* **OBJECTIVE**
In the records that follow, show each line where the word "this" is present.

* **Interface markup and scripts**
[START]

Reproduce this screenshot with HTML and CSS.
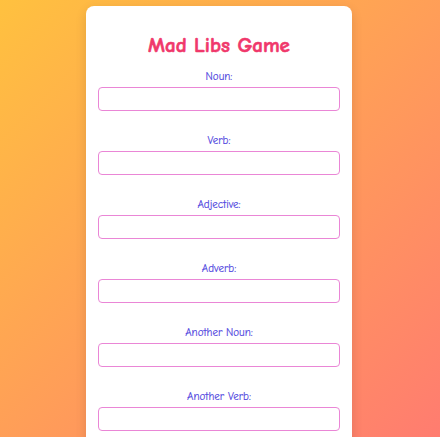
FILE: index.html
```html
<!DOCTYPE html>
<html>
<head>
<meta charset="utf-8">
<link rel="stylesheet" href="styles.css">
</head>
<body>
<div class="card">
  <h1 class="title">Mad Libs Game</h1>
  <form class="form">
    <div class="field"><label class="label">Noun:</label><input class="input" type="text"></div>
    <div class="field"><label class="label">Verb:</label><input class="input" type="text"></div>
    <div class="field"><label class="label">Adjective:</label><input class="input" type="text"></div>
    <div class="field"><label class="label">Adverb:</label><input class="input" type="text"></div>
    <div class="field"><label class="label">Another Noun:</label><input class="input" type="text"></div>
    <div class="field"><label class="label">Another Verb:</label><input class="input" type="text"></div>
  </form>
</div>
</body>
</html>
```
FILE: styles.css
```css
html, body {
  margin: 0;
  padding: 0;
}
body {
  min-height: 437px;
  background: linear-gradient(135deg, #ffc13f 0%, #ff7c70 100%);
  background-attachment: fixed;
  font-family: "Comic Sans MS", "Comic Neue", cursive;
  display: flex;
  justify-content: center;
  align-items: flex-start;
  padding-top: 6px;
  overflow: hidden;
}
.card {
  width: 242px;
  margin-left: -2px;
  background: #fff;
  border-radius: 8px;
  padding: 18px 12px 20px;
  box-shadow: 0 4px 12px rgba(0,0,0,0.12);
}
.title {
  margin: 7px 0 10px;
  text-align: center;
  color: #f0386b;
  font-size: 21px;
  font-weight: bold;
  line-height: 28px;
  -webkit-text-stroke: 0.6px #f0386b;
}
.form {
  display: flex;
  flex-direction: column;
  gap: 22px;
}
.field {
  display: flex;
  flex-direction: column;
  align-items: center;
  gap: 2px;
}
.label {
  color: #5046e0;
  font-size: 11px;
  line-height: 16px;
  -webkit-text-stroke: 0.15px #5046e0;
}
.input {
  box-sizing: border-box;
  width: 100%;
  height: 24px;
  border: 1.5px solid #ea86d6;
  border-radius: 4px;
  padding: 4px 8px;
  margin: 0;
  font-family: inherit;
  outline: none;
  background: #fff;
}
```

[END]
[START]

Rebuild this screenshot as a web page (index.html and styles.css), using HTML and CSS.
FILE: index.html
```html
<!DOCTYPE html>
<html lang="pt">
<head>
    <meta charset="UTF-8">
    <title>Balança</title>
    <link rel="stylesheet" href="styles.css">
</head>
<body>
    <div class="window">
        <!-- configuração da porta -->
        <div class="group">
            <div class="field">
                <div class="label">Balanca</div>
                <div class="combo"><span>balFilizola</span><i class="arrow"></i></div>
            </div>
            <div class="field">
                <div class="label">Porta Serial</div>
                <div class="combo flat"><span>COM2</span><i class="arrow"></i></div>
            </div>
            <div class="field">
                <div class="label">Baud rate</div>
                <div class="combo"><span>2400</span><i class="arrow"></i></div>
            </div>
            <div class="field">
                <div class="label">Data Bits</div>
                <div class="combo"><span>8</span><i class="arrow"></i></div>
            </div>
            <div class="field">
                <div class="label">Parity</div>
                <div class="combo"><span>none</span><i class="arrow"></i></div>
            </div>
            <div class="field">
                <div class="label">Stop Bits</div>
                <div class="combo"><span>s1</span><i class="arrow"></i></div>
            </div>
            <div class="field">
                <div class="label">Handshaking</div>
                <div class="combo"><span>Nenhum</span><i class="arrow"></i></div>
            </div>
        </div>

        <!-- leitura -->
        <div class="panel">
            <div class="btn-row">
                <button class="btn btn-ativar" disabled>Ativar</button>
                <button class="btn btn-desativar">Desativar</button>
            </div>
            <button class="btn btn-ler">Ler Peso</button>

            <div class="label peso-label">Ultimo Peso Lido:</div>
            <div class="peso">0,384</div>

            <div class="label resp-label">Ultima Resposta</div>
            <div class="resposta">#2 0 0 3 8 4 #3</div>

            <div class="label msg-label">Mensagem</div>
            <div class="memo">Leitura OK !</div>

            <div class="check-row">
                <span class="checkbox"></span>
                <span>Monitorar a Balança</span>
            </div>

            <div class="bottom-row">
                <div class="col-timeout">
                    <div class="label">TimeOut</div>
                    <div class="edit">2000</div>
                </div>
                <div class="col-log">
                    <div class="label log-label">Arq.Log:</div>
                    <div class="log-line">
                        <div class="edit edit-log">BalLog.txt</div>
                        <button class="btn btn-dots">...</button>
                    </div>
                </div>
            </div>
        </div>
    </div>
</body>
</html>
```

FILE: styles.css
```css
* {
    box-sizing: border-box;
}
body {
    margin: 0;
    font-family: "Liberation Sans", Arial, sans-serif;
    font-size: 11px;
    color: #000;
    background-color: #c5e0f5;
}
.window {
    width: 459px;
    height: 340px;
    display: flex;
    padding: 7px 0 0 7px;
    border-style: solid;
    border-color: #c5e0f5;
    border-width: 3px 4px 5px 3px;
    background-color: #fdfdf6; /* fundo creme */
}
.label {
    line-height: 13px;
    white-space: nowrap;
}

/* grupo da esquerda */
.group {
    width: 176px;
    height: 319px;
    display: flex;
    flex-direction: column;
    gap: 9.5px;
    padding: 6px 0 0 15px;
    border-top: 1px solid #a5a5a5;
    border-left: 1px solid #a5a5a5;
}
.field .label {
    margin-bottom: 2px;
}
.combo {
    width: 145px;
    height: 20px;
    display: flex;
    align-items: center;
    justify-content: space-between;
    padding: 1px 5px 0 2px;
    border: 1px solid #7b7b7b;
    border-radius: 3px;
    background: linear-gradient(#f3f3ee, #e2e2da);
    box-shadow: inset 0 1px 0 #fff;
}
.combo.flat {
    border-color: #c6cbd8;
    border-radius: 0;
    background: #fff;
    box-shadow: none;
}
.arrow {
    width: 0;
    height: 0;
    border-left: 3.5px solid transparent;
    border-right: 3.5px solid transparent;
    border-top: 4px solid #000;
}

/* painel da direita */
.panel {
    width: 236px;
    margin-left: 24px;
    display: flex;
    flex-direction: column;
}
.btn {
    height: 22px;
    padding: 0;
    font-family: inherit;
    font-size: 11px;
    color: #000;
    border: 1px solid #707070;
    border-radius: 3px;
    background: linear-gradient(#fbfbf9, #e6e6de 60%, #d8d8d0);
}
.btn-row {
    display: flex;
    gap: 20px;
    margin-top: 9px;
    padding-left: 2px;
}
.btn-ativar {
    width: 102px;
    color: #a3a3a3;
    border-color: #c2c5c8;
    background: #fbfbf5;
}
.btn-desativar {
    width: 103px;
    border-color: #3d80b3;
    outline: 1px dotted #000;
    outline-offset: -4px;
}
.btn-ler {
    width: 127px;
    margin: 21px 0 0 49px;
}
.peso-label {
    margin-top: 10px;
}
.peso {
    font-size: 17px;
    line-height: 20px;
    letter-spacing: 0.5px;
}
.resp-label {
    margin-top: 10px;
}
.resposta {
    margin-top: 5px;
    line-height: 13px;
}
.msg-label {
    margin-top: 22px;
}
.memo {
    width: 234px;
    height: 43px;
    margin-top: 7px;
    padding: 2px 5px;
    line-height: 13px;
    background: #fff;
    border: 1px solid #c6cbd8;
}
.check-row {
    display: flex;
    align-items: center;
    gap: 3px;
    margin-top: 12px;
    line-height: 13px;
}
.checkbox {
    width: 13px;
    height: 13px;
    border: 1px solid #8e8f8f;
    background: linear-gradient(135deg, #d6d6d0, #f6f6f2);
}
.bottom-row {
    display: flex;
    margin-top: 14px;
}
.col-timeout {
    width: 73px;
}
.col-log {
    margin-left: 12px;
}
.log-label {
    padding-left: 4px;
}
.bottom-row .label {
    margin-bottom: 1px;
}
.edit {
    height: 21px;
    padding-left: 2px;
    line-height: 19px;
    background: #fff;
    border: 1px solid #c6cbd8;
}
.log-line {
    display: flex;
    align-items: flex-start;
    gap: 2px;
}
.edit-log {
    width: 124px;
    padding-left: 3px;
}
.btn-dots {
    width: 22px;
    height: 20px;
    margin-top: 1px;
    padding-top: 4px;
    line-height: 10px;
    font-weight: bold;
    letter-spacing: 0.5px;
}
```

[END]
[START]

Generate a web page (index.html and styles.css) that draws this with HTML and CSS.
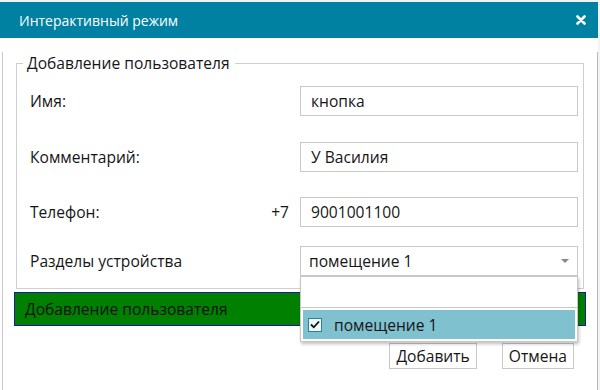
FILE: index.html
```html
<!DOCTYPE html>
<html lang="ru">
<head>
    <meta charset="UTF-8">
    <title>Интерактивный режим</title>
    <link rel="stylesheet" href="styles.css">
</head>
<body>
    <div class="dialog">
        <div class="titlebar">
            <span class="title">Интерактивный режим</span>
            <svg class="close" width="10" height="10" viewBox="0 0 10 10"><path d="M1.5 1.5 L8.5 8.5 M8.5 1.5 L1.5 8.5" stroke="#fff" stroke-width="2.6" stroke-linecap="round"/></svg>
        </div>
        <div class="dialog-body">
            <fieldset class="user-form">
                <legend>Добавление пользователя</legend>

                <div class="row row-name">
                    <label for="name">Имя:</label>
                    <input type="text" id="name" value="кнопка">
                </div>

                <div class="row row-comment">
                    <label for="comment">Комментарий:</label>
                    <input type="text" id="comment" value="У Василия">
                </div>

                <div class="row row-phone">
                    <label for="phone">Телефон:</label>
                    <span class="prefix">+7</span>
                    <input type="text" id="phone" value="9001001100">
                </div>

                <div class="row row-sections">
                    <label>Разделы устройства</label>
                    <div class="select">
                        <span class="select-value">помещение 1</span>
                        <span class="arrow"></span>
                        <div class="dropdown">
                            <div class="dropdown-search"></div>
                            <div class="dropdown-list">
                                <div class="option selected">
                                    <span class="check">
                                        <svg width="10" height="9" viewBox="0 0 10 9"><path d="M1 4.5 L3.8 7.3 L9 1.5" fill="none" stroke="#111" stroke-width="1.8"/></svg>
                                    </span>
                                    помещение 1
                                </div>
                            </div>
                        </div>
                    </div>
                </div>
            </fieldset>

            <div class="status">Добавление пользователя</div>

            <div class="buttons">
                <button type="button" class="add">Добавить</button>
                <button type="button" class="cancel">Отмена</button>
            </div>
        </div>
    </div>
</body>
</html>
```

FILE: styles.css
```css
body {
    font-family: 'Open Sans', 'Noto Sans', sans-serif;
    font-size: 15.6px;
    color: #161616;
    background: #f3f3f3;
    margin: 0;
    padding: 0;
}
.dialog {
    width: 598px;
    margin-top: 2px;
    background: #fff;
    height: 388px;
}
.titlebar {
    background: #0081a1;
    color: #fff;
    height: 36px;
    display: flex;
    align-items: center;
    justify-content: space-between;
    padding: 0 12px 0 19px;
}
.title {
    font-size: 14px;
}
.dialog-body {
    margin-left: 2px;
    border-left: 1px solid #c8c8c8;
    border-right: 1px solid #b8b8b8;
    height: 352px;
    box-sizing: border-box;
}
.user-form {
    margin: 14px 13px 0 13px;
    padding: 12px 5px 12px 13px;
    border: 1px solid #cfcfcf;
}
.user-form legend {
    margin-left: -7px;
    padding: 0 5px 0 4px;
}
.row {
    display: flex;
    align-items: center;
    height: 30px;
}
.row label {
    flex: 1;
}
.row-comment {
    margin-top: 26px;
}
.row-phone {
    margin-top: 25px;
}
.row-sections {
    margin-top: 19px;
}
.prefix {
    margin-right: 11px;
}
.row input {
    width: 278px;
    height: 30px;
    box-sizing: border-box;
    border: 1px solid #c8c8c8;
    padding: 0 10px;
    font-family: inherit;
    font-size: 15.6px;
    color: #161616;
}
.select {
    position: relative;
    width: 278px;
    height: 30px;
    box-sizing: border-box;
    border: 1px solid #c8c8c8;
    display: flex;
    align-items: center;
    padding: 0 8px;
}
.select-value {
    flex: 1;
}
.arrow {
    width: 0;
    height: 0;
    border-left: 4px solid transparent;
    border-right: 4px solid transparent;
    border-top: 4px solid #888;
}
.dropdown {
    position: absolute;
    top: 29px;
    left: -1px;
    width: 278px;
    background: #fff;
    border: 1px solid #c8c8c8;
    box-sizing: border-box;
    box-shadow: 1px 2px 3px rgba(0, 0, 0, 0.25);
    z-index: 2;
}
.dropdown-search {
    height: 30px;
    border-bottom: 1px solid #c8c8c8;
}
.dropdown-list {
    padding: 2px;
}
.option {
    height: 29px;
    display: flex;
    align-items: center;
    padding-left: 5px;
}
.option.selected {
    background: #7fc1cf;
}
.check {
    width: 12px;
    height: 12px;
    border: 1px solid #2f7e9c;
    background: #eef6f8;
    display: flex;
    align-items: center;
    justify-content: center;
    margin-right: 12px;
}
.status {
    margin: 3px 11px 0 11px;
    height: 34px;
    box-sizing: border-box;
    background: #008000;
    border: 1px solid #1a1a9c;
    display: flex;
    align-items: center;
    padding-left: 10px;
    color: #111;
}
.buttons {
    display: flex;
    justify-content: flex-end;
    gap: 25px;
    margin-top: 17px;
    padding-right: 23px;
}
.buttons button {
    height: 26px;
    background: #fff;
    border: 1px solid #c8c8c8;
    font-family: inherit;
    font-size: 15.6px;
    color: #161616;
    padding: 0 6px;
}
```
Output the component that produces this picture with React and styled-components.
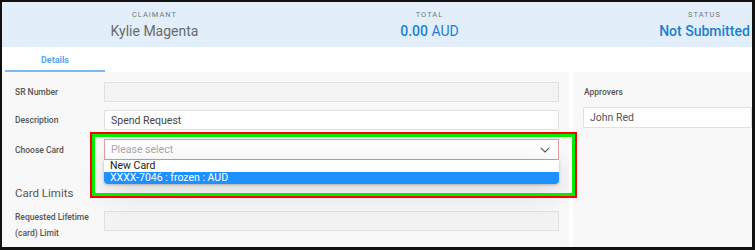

[END]

* **TASK SOLUTION**
Reproduce this screenshot with HTML and CSS.
Rebuild this screenshot as a web page (index.html and styles.css), using HTML and CSS.
Generate a web page (index.html and styles.css) that draws this with HTML and CSS.
Output the component that produces this picture with React and styled-components.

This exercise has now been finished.